▸ **Stated exercise**
Leave out the pictures and reproduce all of the data exactly.

:: Given material

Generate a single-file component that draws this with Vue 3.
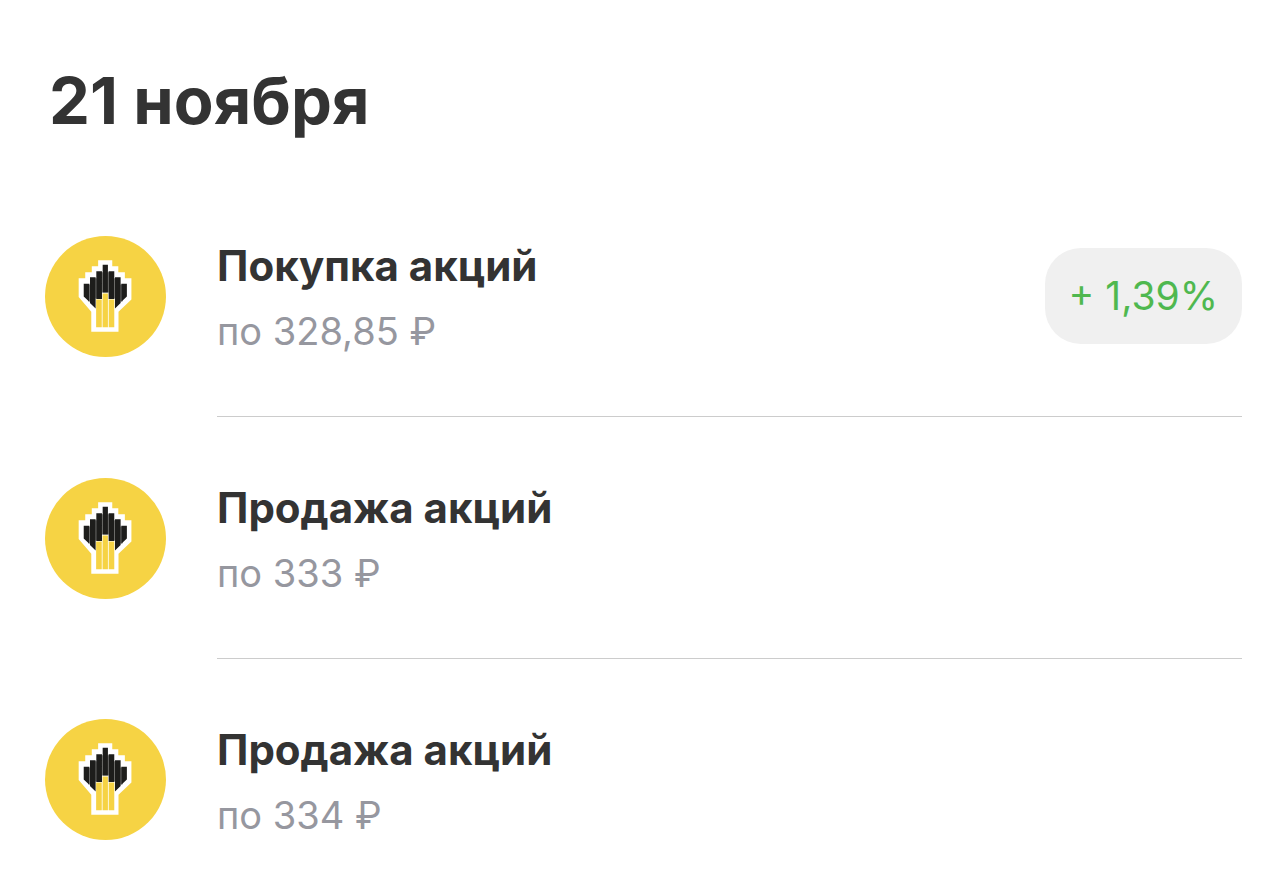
<script setup>
const operations = [
  { title: 'Покупка акций', price: 'по 328,85 ₽', change: '+ 1,39%' },
  { title: 'Продажа акций', price: 'по 333 ₽' },
  { title: 'Продажа акций', price: 'по 334 ₽' },
]
</script>

<template>
  <main class="history">
    <h1 class="date">21 ноября</h1>
    <ul class="list">
      <li v-for="(item, index) in operations" :key="index" class="row">
        <svg class="logo" viewBox="0 0 120 120" aria-hidden="true">
          <circle cx="60" cy="60" r="60" fill="#f6d344" />
          <path fill="#fff" d="M52.700 24h14v6h6v6h6.500v6h6.500v21L72.900 75v20h-27V75L33.400 60.500V42h6.500v-6h6.500v-6h6.300z" />
          <path fill="#8c8c8a" d="M56 36h8v20h-8zM49 42h3v20h-3zM68 42h3v20h-3zM43 48h3v17h-3zM74 48h3v17h-3z" />
          <path fill="#1d1d1b" d="M57.200 28.500h5.200V56h-5.200zM50.900 35h5.600v27.500h-5.600zM63.100 35h5.600v27.500h-5.600zM44.600 41h5.600v31l-5.600-5.500zM69.400 41h5.600v25.500L69.400 72zM38.400 47.300h5.500v18L38.400 60zM75.700 47.300h5.500V60l-5.500 5.300z" />
          <path fill="#f6d344" d="M50.700 63h5.600v27.500h-5.600zM57.100 57h5.300v33.500h-5.300zM63.200 63h5.500v27.500h-5.500z" />
        </svg>
        <div class="body">
          <div class="text">
            <h2 class="title">{{ item.title }}</h2>
            <p class="price">{{ item.price }}</p>
          </div>
          <span v-if="item.change" class="badge">{{ item.change }}</span>
        </div>
      </li>
    </ul>
  </main>
</template>

<style scoped>
.history {
  padding: 63px 42px 0 45px;
  font-family: Inter, "Liberation Sans", sans-serif;
  color: #333;
}
.date {
  margin: 0 0 36px 4px;
  font-size: 65px;
  line-height: 76px;
  font-weight: 700;
}
.list {
  margin: 0;
  padding: 0;
  list-style: none;
}
.row {
  display: flex;
  align-items: center;
  gap: 51px;
}
.logo {
  width: 121px;
  height: 121px;
  flex: none;
}
.body {
  flex: 1;
  display: flex;
  align-items: center;
  justify-content: space-between;
  height: 241px;
  border-bottom: 1px solid #ccc;
}
.row:last-child .body {
  border-bottom: 0;
}
.text {
  padding-top: 8px;
}
.title {
  margin: 0;
  font-size: 42px;
  line-height: 62px;
  font-weight: 700;
}
.price {
  margin: 0;
  font-size: 38px;
  line-height: 68px;
  color: #96979f;
}
.badge {
  padding: 0 24px;
  border-radius: 36px;
  background: #f0f0f0;
  color: #4fb84f;
  font-size: 39px;
  line-height: 96px;
}
</style>

<style>
body {
  background: #fff;
}
</style>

::::

▸ **Response to this task**
Generate a single-file component that draws this with Vue 3.
<script setup>
const operations = [
  { title: 'Покупка акций', price: 'по 328,85 ₽', change: '+ 1,39%' },
  { title: 'Продажа акций', price: 'по 333 ₽' },
  { title: 'Продажа акций', price: 'по 334 ₽' },
]
</script>

<template>
  <main class="history">
    <h1 class="date">21 ноября</h1>
    <ul class="list">
      <li v-for="(item, index) in operations" :key="index" class="row">
        <svg class="logo" viewBox="0 0 120 120" aria-hidden="true">
          <circle cx="60" cy="60" r="60" fill="#f6d344" />
          <path fill="#fff" d="M52.700 24h14v6h6v6h6.500v6h6.500v21L72.900 75v20h-27V75L33.400 60.500V42h6.500v-6h6.500v-6h6.300z" />
          <path fill="#8c8c8a" d="M56 36h8v20h-8zM49 42h3v20h-3zM68 42h3v20h-3zM43 48h3v17h-3zM74 48h3v17h-3z" />
          <path fill="#1d1d1b" d="M57.200 28.500h5.200V56h-5.200zM50.900 35h5.600v27.500h-5.600zM63.100 35h5.600v27.500h-5.600zM44.600 41h5.600v31l-5.600-5.500zM69.400 41h5.600v25.500L69.400 72zM38.400 47.300h5.500v18L38.400 60zM75.700 47.300h5.500V60l-5.500 5.300z" />
          <path fill="#f6d344" d="M50.700 63h5.600v27.500h-5.600zM57.100 57h5.300v33.500h-5.300zM63.200 63h5.500v27.500h-5.500z" />
        </svg>
        <div class="body">
          <div class="text">
            <h2 class="title">{{ item.title }}</h2>
            <p class="price">{{ item.price }}</p>
          </div>
          <span v-if="item.change" class="badge">{{ item.change }}</span>
        </div>
      </li>
    </ul>
  </main>
</template>

<style scoped>
.history {
  padding: 63px 42px 0 45px;
  font-family: Inter, "Liberation Sans", sans-serif;
  color: #333;
}
.date {
  margin: 0 0 36px 4px;
  font-size: 65px;
  line-height: 76px;
  font-weight: 700;
}
.list {
  margin: 0;
  padding: 0;
  list-style: none;
}
.row {
  display: flex;
  align-items: center;
  gap: 51px;
}
.logo {
  width: 121px;
  height: 121px;
  flex: none;
}
.body {
  flex: 1;
  display: flex;
  align-items: center;
  justify-content: space-between;
  height: 241px;
  border-bottom: 1px solid #ccc;
}
.row:last-child .body {
  border-bottom: 0;
}
.text {
  padding-top: 8px;
}
.title {
  margin: 0;
  font-size: 42px;
  line-height: 62px;
  font-weight: 700;
}
.price {
  margin: 0;
  font-size: 38px;
  line-height: 68px;
  color: #96979f;
}
.badge {
  padding: 0 24px;
  border-radius: 36px;
  background: #f0f0f0;
  color: #4fb84f;
  font-size: 39px;
  line-height: 96px;
}
</style>

<style>
body {
  background: #fff;
}
</style>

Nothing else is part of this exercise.